### What to do
List, from the lines below, each one with "index" in it.

***** Exercise data *****

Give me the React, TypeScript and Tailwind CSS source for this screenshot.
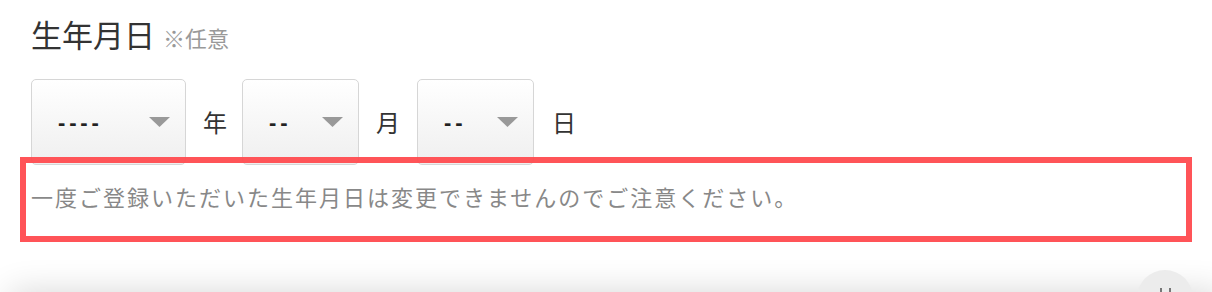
import React from "react";

const Arrow = () => (
	<svg width="21" height="10" viewBox="0 0 21 10" className="shrink-0">
		<path d="M0 0 H21 L10.5 10 Z" fill="#999999" />
	</svg>
);

interface DateSelectProps {
	placeholder: string;
	width: string;
}

// select box styled like the iOS-ish gradient dropdown
const DateSelect = ({ placeholder, width }: DateSelectProps) => (
	<div
		className={`${width} flex h-[86px] items-center justify-between rounded-[5px] border-[1.5px] border-[#d6d6d6] bg-gradient-to-b from-white to-[#efefef] pl-[26px] pr-[15px]`}
	>
		<span className="font-['Liberation_Sans',sans-serif] text-[22px] font-bold tracking-[3.8px] text-[#222]">
			{placeholder}
		</span>
		<Arrow />
	</div>
);

export default function App() {
	return (
		<div className="relative h-[292px] w-[1212px] overflow-hidden bg-white font-['Noto_Sans_CJK_JP',sans-serif]">
			<div className="pl-[31px] pt-[16px]">
				{/* Title */}
				<h2 className="flex items-baseline text-[31px] leading-[36px] text-[#333]">
					生年月日
					<span className="ml-[8px] text-[22px] text-[#999]">※任意</span>
				</h2>

				{/* Year / month / day selects */}
				<div className="mt-[24px] flex items-center text-[24px] text-[#333]">
					<DateSelect placeholder="----" width="w-[155px]" />
					<span className="ml-[17px] mr-[15px]">年</span>
					<DateSelect placeholder="--" width="w-[117px]" />
					<span className="ml-[17px] mr-[17px]">月</span>
					<DateSelect placeholder="--" width="w-[117px]" />
					<span className="mx-[18px]">日</span>
				</div>

				<p className="mt-[19px] text-[22px] leading-[24px] tracking-[2px] text-[#888]">
					一度ご登録いただいた生年月日は変更できませんのでご注意ください。
				</p>
			</div>

			{/* Highlight annotation */}
			<div className="absolute left-[20px] top-[157px] h-[85px] w-[1172px] border-[6px] border-[#ff4b4f]/95"></div>

			{/* Bottom bar shadow */}
			<div className="absolute left-[10px] right-[-10px] top-[292px] h-[40px] bg-white shadow-[0_0_34px_rgba(0,0,0,0.16)]"></div>

			{/* Page top button */}
			<div className="absolute left-[1137px] top-[270px] flex h-[56px] w-[56px] justify-center rounded-full bg-[#ececec] pt-[18px]">
				<div className="flex gap-[7px]">
					<span className="h-[6px] w-[2px] bg-[#777]"></span>
					<span className="h-[6px] w-[2px] bg-[#777]"></span>
				</div>
			</div>
		</div>
	);
}
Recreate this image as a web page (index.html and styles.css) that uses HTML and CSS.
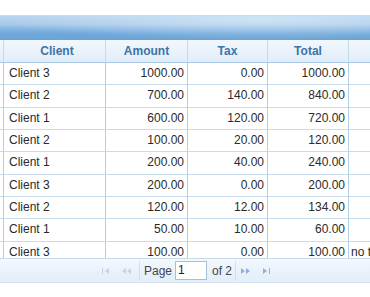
FILE: index.html
```html
<!DOCTYPE html>
<html>
<head>
<meta charset="utf-8">
<link rel="stylesheet" href="styles.css">
</head>
<body>
<div class="grid">
  <div class="caption"></div>
  <div class="hrow">
    <div class="hc c0"></div>
    <div class="hc c1">Client</div>
    <div class="hc c2">Amount</div>
    <div class="hc c3">Tax</div>
    <div class="hc c4">Total</div>
    <div class="hc c5"></div>
  </div>
  <div class="body">
    <div class="row"><div class="c c0"></div><div class="c c1">Client 3</div><div class="c c2">1000.00</div><div class="c c3">0.00</div><div class="c c4">1000.00</div><div class="c c5"></div></div>
    <div class="row"><div class="c c0"></div><div class="c c1">Client 2</div><div class="c c2">700.00</div><div class="c c3">140.00</div><div class="c c4">840.00</div><div class="c c5"></div></div>
    <div class="row"><div class="c c0"></div><div class="c c1">Client 1</div><div class="c c2">600.00</div><div class="c c3">120.00</div><div class="c c4">720.00</div><div class="c c5"></div></div>
    <div class="row"><div class="c c0"></div><div class="c c1">Client 2</div><div class="c c2">100.00</div><div class="c c3">20.00</div><div class="c c4">120.00</div><div class="c c5"></div></div>
    <div class="row"><div class="c c0"></div><div class="c c1">Client 1</div><div class="c c2">200.00</div><div class="c c3">40.00</div><div class="c c4">240.00</div><div class="c c5"></div></div>
    <div class="row"><div class="c c0"></div><div class="c c1">Client 3</div><div class="c c2">200.00</div><div class="c c3">0.00</div><div class="c c4">200.00</div><div class="c c5"></div></div>
    <div class="row"><div class="c c0"></div><div class="c c1">Client 2</div><div class="c c2">120.00</div><div class="c c3">12.00</div><div class="c c4">134.00</div><div class="c c5"></div></div>
    <div class="row"><div class="c c0"></div><div class="c c1">Client 1</div><div class="c c2">50.00</div><div class="c c3">10.00</div><div class="c c4">60.00</div><div class="c c5"></div></div>
    <div class="row"><div class="c c0"></div><div class="c c1">Client 3</div><div class="c c2">100.00</div><div class="c c3">0.00</div><div class="c c4">100.00</div><div class="c c5">no tax at all</div></div>
  </div>
  <div class="pager">
    <div class="pg">
      <span class="ic dis"><svg width="10" height="8" viewBox="0 0 10 8"><rect x="1" y="1" width="1" height="6" fill="currentColor"/><path d="M8 1 L4 4 L8 7 Z" fill="currentColor"/></svg></span>
      <span class="ic dis"><svg width="12" height="8" viewBox="0 0 12 8"><path d="M6 1 L2 4 L6 7 Z M11 1 L7 4 L11 7 Z" fill="currentColor"/></svg></span>
      <span class="sep s1"></span>
      <span class="lbl">Page</span>
      <span class="inp">1</span>
      <span class="lbl">of 2</span>
      <span class="sep s2"></span>
      <span class="ic en"><svg width="12" height="8" viewBox="0 0 12 8"><path d="M1 1 L5 4 L1 7 Z M6 1 L10 4 L6 7 Z" fill="currentColor"/></svg></span>
      <span class="ic en"><svg width="10" height="8" viewBox="0 0 10 8"><path d="M2 1 L6 4 L2 7 Z" fill="currentColor"/><rect x="8" y="1" width="1" height="6" fill="currentColor"/></svg></span>
    </div>
  </div>
</div>
</body>
</html>
```
FILE: styles.css
```css
html, body {
  margin: 0;
  padding: 0;
  background: #ffffff;
}
body {
  width: 370px;
  height: 297px;
  overflow: hidden;
  font-family: "Liberation Sans", Arial, sans-serif;
  font-size: 12px;
}
.grid {
  margin-top: 15px;
  border-top: 1px solid #c9dcee;
}
.caption {
  height: 24px;
  background:
    radial-gradient(ellipse 260px 20px at 260px 4px, rgba(225,239,251,0.6), rgba(225,239,251,0) 100%),
    linear-gradient(to bottom, #b8d5ef 0%, #a6c9ea 35%, #84b5e1 55%, #6ea7d8 75%, #6aa4d6 100%);
}
.hrow {
  display: flex;
  height: 22px;
  border-bottom: 1px solid #a9c8e3;
  background: linear-gradient(to bottom, #f2f8fd 0%, #e9f2fb 50%, #dfedf9 100%);
}
.hc {
  box-sizing: border-box;
  border-right: 1px solid #c5dbec;
  font-weight: bold;
  color: #3f73a3;
  text-align: center;
  line-height: 22px;
  white-space: nowrap;
  overflow: hidden;
}
.c0 { width: 4px; flex: none; }
.c1 { width: 102px; flex: none; }
.c2 { width: 82px; flex: none; }
.c3 { width: 80px; flex: none; }
.c4 { width: 81px; flex: none; }
.c5 { flex: 1; border-right: none; }
.body {
  height: 195px;
  overflow: hidden;
}
.row {
  display: flex;
  height: 22.35px;
  box-sizing: border-box;
  border-bottom: 1px solid #c8dced;
}
.c {
  box-sizing: border-box;
  border-right: 1px solid #b3cfe6;
  color: #2a2a2a;
  line-height: 21px;
  white-space: nowrap;
  overflow: hidden;
}
.c1 { padding-left: 5px; }
.row .c2, .row .c3, .row .c4 { text-align: right; padding-right: 3px; }
.row .c5 { padding-left: 2px; border-right: none; }
.pager {
  height: 23px;
  border-top: 1px solid #c5dbec;
  border-bottom: 1px solid #d3e3f1;
  background: linear-gradient(to bottom, #f3f8fd 0%, #eaf2fb 50%, #e2eef9 100%);
  display: flex;
  justify-content: center;
}
.pg {
  display: flex;
  align-items: center;
  margin-left: 2px;
  color: #4a4a4a;
}
.ic {
  display: flex;
  align-items: center;
  justify-content: center;
  width: 20px;
  height: 16px;
}
.dis { color: #c3d3e5; }
.en { color: #8db3dd; }
.sep {
  width: 1px;
  height: 20px;
  background: #cfe0ef;
}
.s1 { margin: 0 4px 0 3px; }
.s2 { margin: 0 0 0 3px; }
.lbl {
  color: #454545;
  font-size: 12px;
}
.inp {
  box-sizing: border-box;
  width: 32px;
  height: 19px;
  margin: 0 5px 0 3px;
  border: 1px solid #a6bfd8;
  background: #fff;
  color: #222;
  line-height: 17px;
  padding-left: 2px;
}
```
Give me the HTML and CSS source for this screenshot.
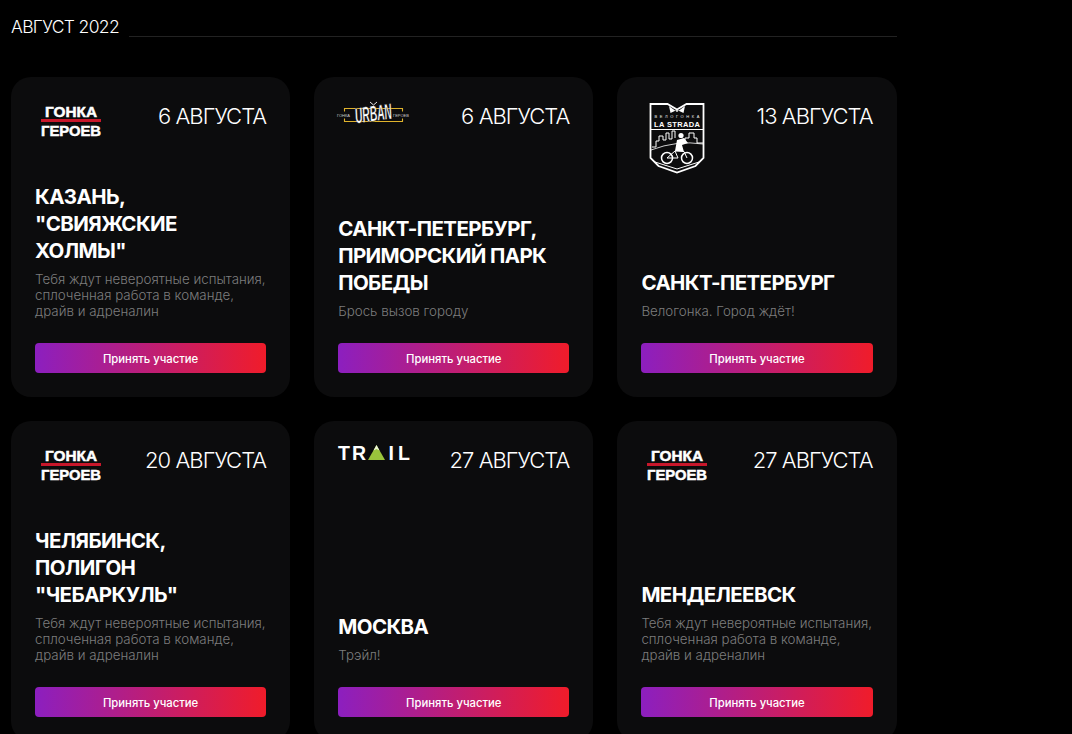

*****

### Written answer
Recreate this image as a web page (index.html and styles.css) that uses HTML and CSS.
FILE: index.html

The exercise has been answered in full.